## SHORT EXERCISE
Starting at the first line of the listing below, retype each line up to and including the one that contains "const TABS = ['One-way". Leave pictures out.

[begin MATERIAL]

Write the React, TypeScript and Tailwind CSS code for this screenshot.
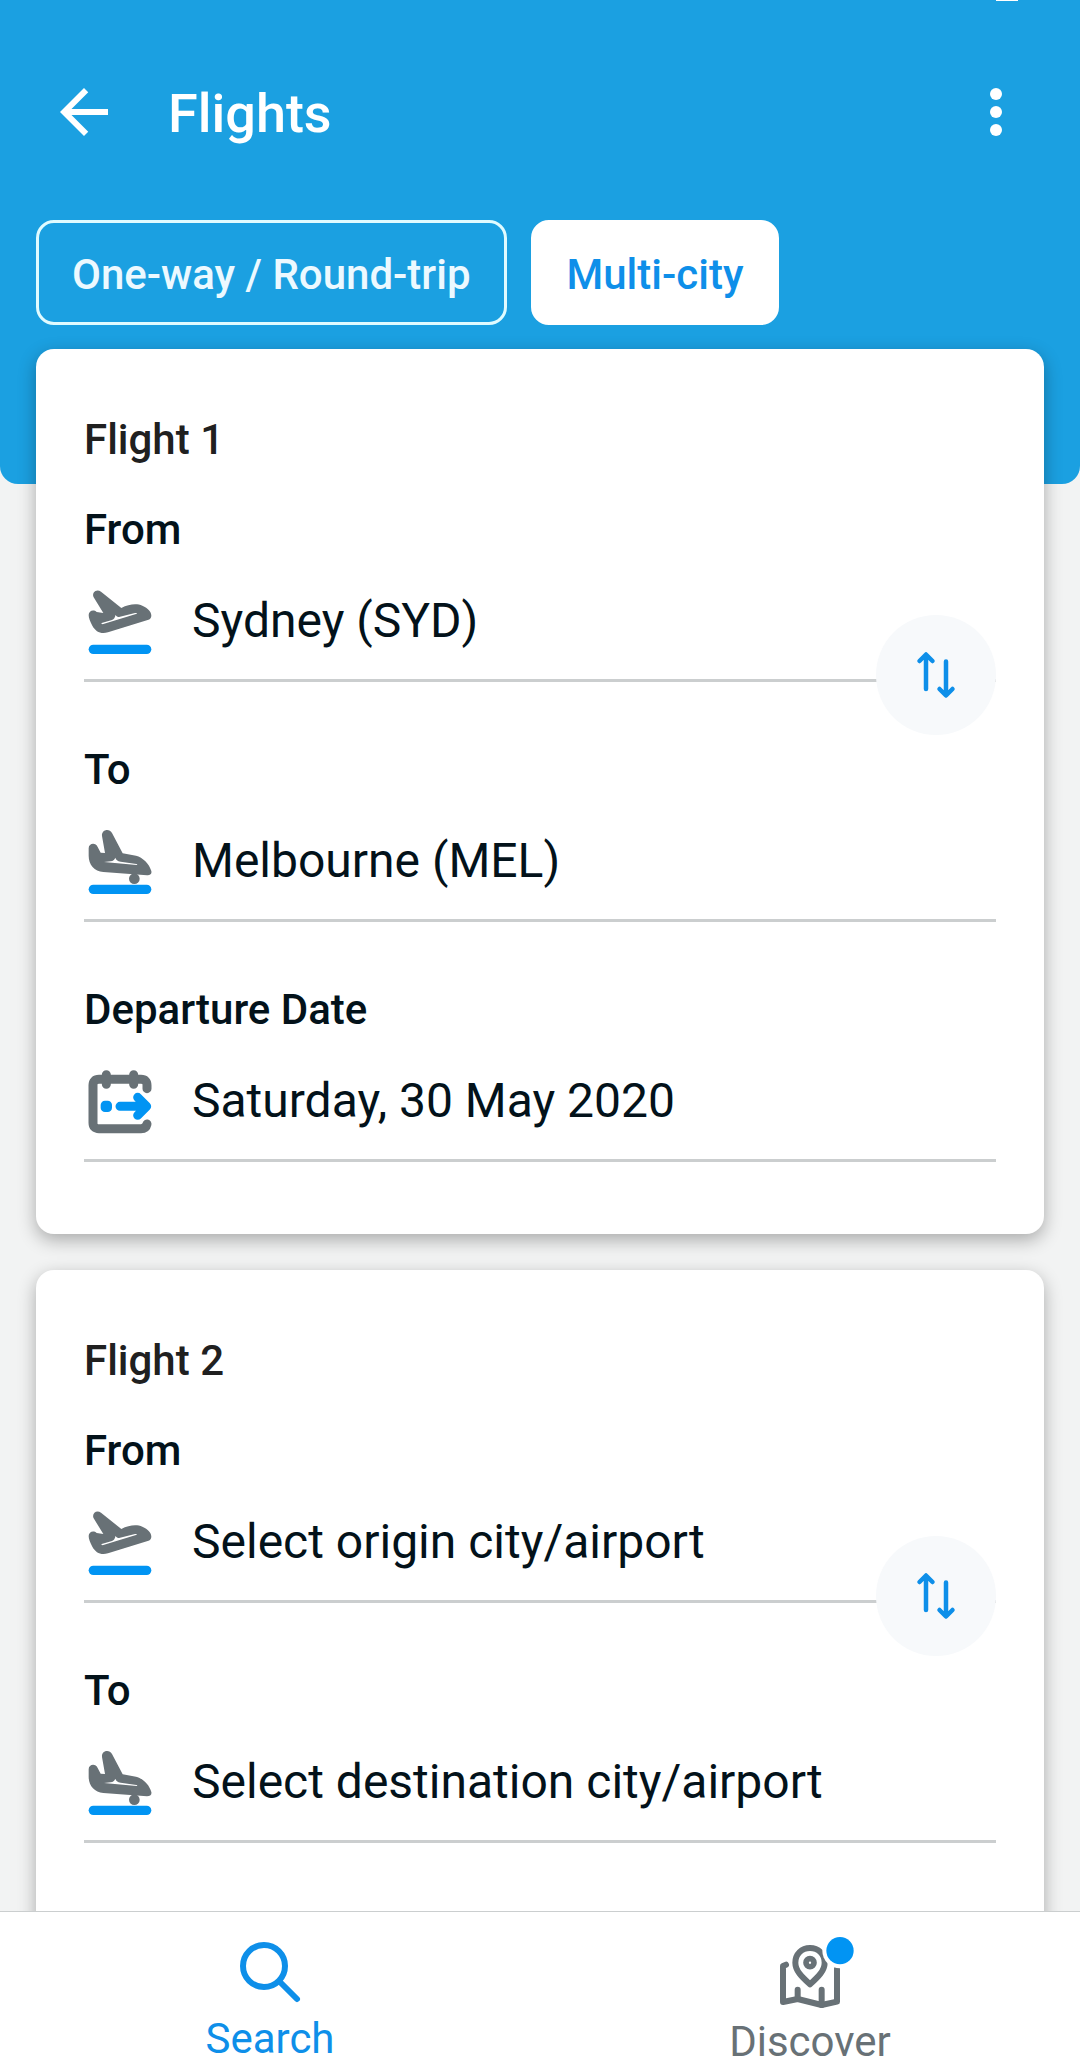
import React, { useState } from 'react';

const TABS = ['One-way / Round-trip', 'Multi-city'];

const FLIGHTS = [
  { id: 1, from: 'Sydney (SYD)', to: 'Melbourne (MEL)', date: 'Saturday, 30 May 2020' },
  { id: 2, from: '', to: '', date: '' },
];

function BackIcon() {
  return (
    <svg viewBox="0 0 24 24" className="w-[72px] h-[72px]" fill="currentColor">
      <path d="M20 11H7.83l5.59-5.59L12 4l-8 8 8 8 1.41-1.41L7.83 13H20v-2z" />
    </svg>
  );
}

function MoreIcon() {
  return (
    <svg viewBox="0 0 24 24" className="w-[72px] h-[72px]" fill="currentColor">
      <circle cx="12" cy="6" r="2" />
      <circle cx="12" cy="12" r="2" />
      <circle cx="12" cy="18" r="2" />
    </svg>
  );
}

function TakeoffIcon() {
  return (
    <svg viewBox="0 0 216 216" className="w-[72px] h-[72px] shrink-0">
      <path
        fill="#687176"
        fillRule="evenodd"
        d="M29 37C22 22 38 10 51 20L112 69C135 57 158 55 175 62C192 69 202 80 202 92C202 99 198 103 191 105L72 142C50 148 35 140 25 122C18 109 14 98 14 90C14 78 28 72 38 81L58 84ZM53 114C51 117 54 118 58 117L156 87C161 84 159 83 153 84L108 95C100 97 97 94 95 89C93 97 90 103 84 105Z"
      />
      <path d="M28 193H188" stroke="#0194f3" strokeWidth="28" strokeLinecap="round" />
    </svg>
  );
}

function LandingIcon() {
  return (
    <svg viewBox="0 0 216 216" className="w-[72px] h-[72px] shrink-0">
      <path
        fill="#687176"
        fillRule="evenodd"
        d="M14 70C14 54 35 51 41 66L50 83L63 84L54 33C52 14 76 9 84 24L116 85L156 92C176 97 196 116 202 138C204 147 198 151 189 151L58 141C31 138 14 120 14 92ZM60 111L158 120C161 120 160 118 157 117L110 110C100 108 96 104 94 98C91 105 87 108 80 109Z"
      />
      <circle cx="151" cy="161" r="16" fill="#687176" />
      <path d="M28 193H188" stroke="#0194f3" strokeWidth="28" strokeLinecap="round" />
    </svg>
  );
}

function CalendarIcon() {
  return (
    <svg viewBox="0 0 216 216" className="w-[72px] h-[72px] shrink-0" fill="none" strokeLinecap="round" strokeLinejoin="round">
      <g stroke="#687176" strokeWidth="27">
        <path d="M189 71V61Q189 43 171 43H45Q27 43 27 61V173Q27 191 45 191H171Q186 191 189 177" />
        <path d="M67 29V58M149 29V58" />
      </g>
      <rect x="50" y="107" width="34" height="34" rx="13" fill="#0194f3" />
      <path d="M108 124H186M161 97L188 124L161 151" stroke="#0194f3" strokeWidth="27" />
    </svg>
  );
}

function SwapIcon() {
  return (
    <svg
      viewBox="0 0 48 48"
      className="w-12 h-12"
      fill="none"
      stroke="#0e8fe9"
      strokeWidth="4.5"
      strokeLinecap="round"
      strokeLinejoin="round"
    >
      <path d="M14 4V38M7.5 10L14 3.5L20.5 10" />
      <path d="M34 10.5V44M27.5 38L34 44.5L40.5 38" />
    </svg>
  );
}

function SearchIcon() {
  return (
    <svg viewBox="0 0 72 72" className="w-[72px] h-[72px]" fill="none" stroke="currentColor" strokeWidth="6" strokeLinecap="round">
      <circle cx="30" cy="30" r="21" />
      <path d="M46 46L63 63" />
    </svg>
  );
}

function DiscoverIcon() {
  return (
    <svg viewBox="0 0 216 225" className="w-[72px] h-[75px] overflow-visible" fill="none" strokeLinecap="round" strokeLinejoin="round">
      <g stroke="currentColor" strokeWidth="18">
        <path d="M36 86L27 90V198L71 189L143 207L189 197V98" />
        <path d="M71 161V189M143 161V207" />
        <path d="M108 36C83 36 64 54 64 80C64 104 83 122 108 145C133 122 152 104 152 80C152 54 133 36 108 36Z" />
        <circle cx="108" cy="80" r="12" strokeWidth="17" />
      </g>
      <circle cx="198" cy="44" r="53" fill="white" />
      <circle cx="198" cy="44" r="41" fill="#0194f3" />
    </svg>
  );
}

function Field({ id, label, icon, value, placeholder, onChange }: any) {
  return (
    <div>
      <label htmlFor={id} className="block text-[42px] leading-[48px] font-medium">
        {label}
      </label>
      <div className="mt-[31px] pb-[22px] flex items-center gap-9 border-b-3 border-[#cbcecf]">
        {icon}
        <input
          id={id}
          type="text"
          value={value}
          placeholder={placeholder}
          onChange={e => onChange(e.target.value)}
          className="flex-1 min-w-0 h-[72px] text-[48px] bg-transparent outline-none placeholder:text-[#03121a]"
        />
      </div>
    </div>
  );
}

function FlightCard({ flight, onChange }: any) {
  const swap = () => onChange({ ...flight, from: flight.to, to: flight.from });

  return (
    <section className="bg-white rounded-[18px] px-12 pt-[67px] pb-[72px] shadow-[0_6px_18px_rgba(0,0,0,0.3)]">
      <h2 className="text-[42px] leading-[48px] font-medium text-[#202020]">Flight {flight.id}</h2>

      <div className="mt-[42px] flex flex-col gap-16">
        <div className="relative">
          <Field
            id={`from-${flight.id}`}
            label="From"
            icon={<TakeoffIcon />}
            value={flight.from}
            placeholder="Select origin city/airport"
            onChange={(from: string) => onChange({ ...flight, from })}
          />
          {/* Swap button sits over the underline */}
          <button
            type="button"
            aria-label="Swap origin and destination"
            onClick={swap}
            className="absolute right-0 -bottom-[53px] w-[120px] h-[120px] rounded-full bg-[#f7f9fb] flex items-center justify-center"
          >
            <SwapIcon />
          </button>
        </div>
        <Field
          id={`to-${flight.id}`}
          label="To"
          icon={<LandingIcon />}
          value={flight.to}
          placeholder="Select destination city/airport"
          onChange={(to: string) => onChange({ ...flight, to })}
        />
        <Field
          id={`date-${flight.id}`}
          label="Departure Date"
          icon={<CalendarIcon />}
          value={flight.date}
          placeholder="Select departure date"
          onChange={(date: string) => onChange({ ...flight, date })}
        />
      </div>
    </section>
  );
}

export default function App() {
  const [tab, setTab] = useState('Multi-city');
  const [flights, setFlights] = useState(FLIGHTS);

  const updateFlight = (next: any) => {
    setFlights(flights.map(f => (f.id === next.id ? next : f)));
  };

  return (
    <div className="h-screen flex flex-col bg-[#f2f3f3] text-[#03121a] font-['Roboto',sans-serif]">

      <div className="flex-1 min-h-0 overflow-y-auto [scrollbar-width:none]">
        {/* Header */}
        <header className="relative bg-[#1ba0e1] text-white rounded-b-[18px] pt-[76px] pb-[159px]">
          <span className="absolute top-0 right-[62px] w-[22px] h-px bg-white" />
          <div className="flex items-center px-12">
            <button type="button" aria-label="Back">
              <BackIcon />
            </button>
            <h1 className="ml-12 flex-1 pt-1 text-[54px] leading-[68px] font-medium">Flights</h1>
            <button type="button" aria-label="More options">
              <MoreIcon />
            </button>
          </div>

          {/* Trip type */}
          <div className="mt-[72px] px-9 flex gap-6">
            {TABS.map(name => (
              <button
                key={name}
                type="button"
                onClick={() => setTab(name)}
                className={
                  tab === name
                    ? 'h-[105px] px-[33px] pt-1 rounded-[18px] border-3 border-white bg-white text-[#0e8fe9] text-[42px] font-medium'
                    : 'h-[105px] px-[33px] pt-1 rounded-[18px] border-3 border-[#e0fbff] text-[#ecf9ff] text-[42px] font-medium'
                }
              >
                {name}
              </button>
            ))}
          </div>
        </header>

        {/* Flights */}
        <main className="relative -mt-[135px] px-9 pb-9 flex flex-col gap-9">
          {flights.map(flight => (
            <FlightCard key={flight.id} flight={flight} onChange={updateFlight} />
          ))}
        </main>
      </div>

      {/* Bottom nav */}
      <nav className="relative h-40 shrink-0 grid grid-cols-2 items-start bg-white border-t border-[#cbcecf] pt-6 text-[42px] leading-[48px]">
        <a href="#search" className="flex flex-col items-center gap-[7px] text-[#0e8fe9]">
          <SearchIcon />
          Search
        </a>
        <a href="#discover" className="flex flex-col items-center gap-[7px] text-[#687176]">
          <DiscoverIcon />
          Discover
        </a>
      </nav>

    </div>
  );
}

[end MATERIAL]

## RESPONSE TO THE TASK
Write the React, TypeScript and Tailwind CSS code for this screenshot.
import React, { useState } from 'react';

const TABS = ['One-way / Round-trip', 'Multi-city'];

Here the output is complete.